Introduction by Mark McElhatten
Screening on Film

Seemingly poles apart, Stan Brakhage (1933-2003) and Méliès (1861-1938) were two independent spirits, explorers of multiplicity, dissection, starry realms, panoramas of the interior, metamorphosis and decay. In vastly different ways, they composed for a radiant screen, abandoning the usual notions of accepted perspectival space. Elevated vision playing along the optical fault lines where we trick ourselves into seeing things that don't exist, exist but “are not there” or habitually blinding ourselves from the full range of possible human vision. Exploring the mythic and the everyday, both filmmakers touched the boundaries between life and death, plumbing the depths of the subconscious, evoking terrors and natural splendors that summon childhood perceptions. Brakhage admired Méliès' films for their rhythmic integrity, and as investigations into semblance and actuality—revealing the nature of our unstable apparitional reality, life in flux. – Mark McElhatten

Stan Brakhage Metaphors on Vision programs introductions by Haden Guest and Mark McElhatten.

PROGRAM

  • The Dead

    Directed by Stan Brakhage.
    US, 1960, 16mm, color, silent, 11 min.
    Print source: Academy Film Archive
  • Baron Munchausen’s Dream - excerpt (Les hallucinations du baron de Münchausen)
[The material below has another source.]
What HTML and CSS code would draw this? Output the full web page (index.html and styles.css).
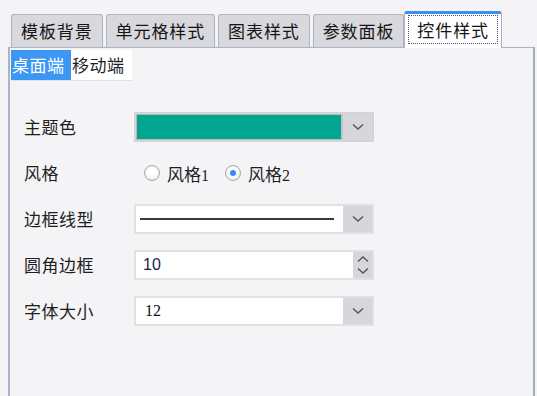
FILE: index.html
```html
<!DOCTYPE html>
<html lang="zh">
<head>
<meta charset="utf-8">
<link rel="stylesheet" href="styles.css">
</head>
<body>
<div class="tabs">
  <div class="tab">模板背景</div>
  <div class="tab">单元格样式</div>
  <div class="tab">图表样式</div>
  <div class="tab">参数面板</div>
  <div class="tab active"><span class="focus">控件样式</span></div>
</div>
<div class="panel">
  <div class="subtabs">
    <div class="subtab on">桌面端</div>
    <div class="subtab">移动端</div>
  </div>
  <div class="form">
    <div class="label">主题色</div>
    <div class="select color">
      <div class="field"><div class="swatch"></div></div>
      <div class="btn"><svg width="12" height="8" viewBox="0 0 12 8"><path d="M1 1.5 L6 6 L11 1.5" fill="none" stroke="#555" stroke-width="1.4"/></svg></div>
    </div>

    <div class="label">风格</div>
    <div class="radios">
      <span class="radio"></span><span class="rtext">风格<span class="num">1</span></span>
      <span class="radio checked"></span><span class="rtext">风格<span class="num">2</span></span>
    </div>

    <div class="label">边框线型</div>
    <div class="select">
      <div class="field"><div class="line"></div></div>
      <div class="btn"><svg width="12" height="8" viewBox="0 0 12 8"><path d="M1 1.5 L6 6 L11 1.5" fill="none" stroke="#555" stroke-width="1.4"/></svg></div>
    </div>

    <div class="label">圆角边框</div>
    <div class="select">
      <div class="field"><span class="val">10</span></div>
      <div class="spin">
        <svg width="12" height="8" viewBox="0 0 12 8"><path d="M1 6.5 L6 2 L11 6.5" fill="none" stroke="#555" stroke-width="1.4"/></svg>
        <svg width="12" height="8" viewBox="0 0 12 8"><path d="M1 1.5 L6 6 L11 1.5" fill="none" stroke="#555" stroke-width="1.4"/></svg>
      </div>
    </div>

    <div class="label">字体大小</div>
    <div class="select">
      <div class="field"><span class="val serif">12</span></div>
      <div class="btn"><svg width="12" height="8" viewBox="0 0 12 8"><path d="M1 1.5 L6 6 L11 1.5" fill="none" stroke="#555" stroke-width="1.4"/></svg></div>
    </div>
  </div>
</div>
</body>
</html>
```
FILE: styles.css
```css
html, body {
  margin: 0;
  padding: 0;
  background: #f4f4f7;
  width: 537px;
  height: 396px;
  overflow: hidden;
  font-family: "Noto Sans CJK SC", "Noto Sans", sans-serif;
  color: #1e1e1e;
}

.tabs {
  display: flex;
  align-items: flex-end;
  height: 36px;
  padding: 11px 0 0 11px;
  box-sizing: content-box;
}

.tab {
  height: 33px;
  box-sizing: border-box;
  border: 1px solid #aab4c5;
  border-bottom: none;
  border-radius: 3px 3px 0 0;
  background: #d8d8dd;
  padding: 0 9px;
  margin-right: 3px;
  font-size: 17px;
  letter-spacing: 0.9px;
  line-height: 31px;
  white-space: nowrap;
  color: #151515;
}

.tab.active {
  height: 37px;
  margin-right: 0;
  margin-left: -3px;
  margin-bottom: -1px;
  background: #ffffff;
  border-top: 3px solid #3d8fef;
  padding: 1px 3px 0 3px;
  position: relative;
}

.focus {
  display: block;
  border: 1px dotted #4a4a8a;
  padding: 0 8px;
  line-height: 27px;
}

.panel {
  margin-left: 8px;
  width: 527px;
  height: 350px;
  box-sizing: border-box;
  border-top: 1px solid #aab4c5;
  border-left: 2px solid #aab4c5;
  border-right: 2px solid #9eabc0;
  padding: 2px 0 0 1px;
}

.subtabs {
  display: flex;
  width: 121px;
  height: 31px;
  box-sizing: border-box;
  background: #ffffff;
  border-bottom: 1px solid #e2e2e6;
}

.subtab {
  width: 60px;
  font-size: 17px;
  line-height: 30px;
  letter-spacing: 0.5px;
  padding-left: 1px;
  box-sizing: border-box;
}

.subtab.on {
  background: #3c97f2;
  color: #ffffff;
}

.form {
  display: grid;
  grid-template-columns: 110px 240px;
  grid-auto-rows: 30px;
  row-gap: 16px;
  margin: 31px 0 0 13px;
}

.label {
  font-size: 17px;
  line-height: 30px;
  letter-spacing: 0.5px;
}

.select {
  display: flex;
  height: 30px;
  box-sizing: border-box;
  border: 2px solid #e1e1e4;
  background: #d7d7db;
}

.select .field {
  flex: 1;
  background: #ffffff;
  display: flex;
  align-items: center;
}

.select.color {
  border-color: #d4d4d8;
}

.select.color .field {
  border: 1px solid #b9b9bc;
  border-right: 2px solid #c4c4c7;
}

.swatch {
  width: 100%;
  height: 100%;
  background: #00a68f;
}

.btn {
  width: 29px;
  display: flex;
  align-items: center;
  justify-content: center;
  background: #d7d7db;
}

.spin {
  width: 19px;
  display: flex;
  flex-direction: column;
  align-items: center;
  justify-content: center;
  gap: 4px;
  background: #d7d7db;
}

.line {
  width: 194px;
  height: 2px;
  background: #3a3a3a;
  margin-left: 4px;
}

.val {
  font-family: "Liberation Sans", sans-serif;
  font-size: 16px;
  color: #1c1c4a;
  padding-left: 7px;
}

.val.serif {
  font-family: "Liberation Serif", serif;
  font-size: 16px;
  padding-left: 9px;
  color: #111;
}

.radios {
  display: flex;
  align-items: center;
  padding-left: 10px;
}

.radio {
  width: 16px;
  height: 16px;
  box-sizing: border-box;
  border: 1px solid #a7a7a7;
  border-radius: 50%;
  background: radial-gradient(circle at 50% 40%, #ffffff 30%, #e4e4e4 100%);
  margin-right: 7px;
  position: relative;
}

.radio.checked::after {
  content: "";
  position: absolute;
  left: 4px;
  top: 4px;
  width: 6px;
  height: 6px;
  border-radius: 50%;
  background: #3b8bf0;
}

.rtext {
  font-size: 17px;
  margin-right: 16px;
}

.num {
  font-family: "Liberation Serif", serif;
  font-size: 16px;
}
```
    Directed by Georges Méliès.
    France, 1911, 16mm, black & white, silent, 5 min.
    Print source: Academy Film Archive
  • Commingled Containers

    Directed by Stan Brakhage.
    US, 1997, 35mm, color, 3 min.
    Print source: Canyon Cinema
  • The Garden of Earthly Delights

    Directed by Stan Brakhage.
    US, 1981, 35mm, color, silent, 2 min.
    Print source: HFA
  • The Kingdom of the Fairies (Le Royaume des fées)

    Directed by Georges Méliès.
    France, 1903, 35mm, black & white, silent, 17 min.
    5 min.
    Print source: Lobster Films

With its highly developed use of superimpositions, dissolves, multi-plane cinematography and hand coloring, this fairy tale is one of Méliès’ most elaborate and exquisite creations.

  • The Loom

    Directed by Stan Brakhage.
    US, 1986, 35mm, color, silent, 44 min.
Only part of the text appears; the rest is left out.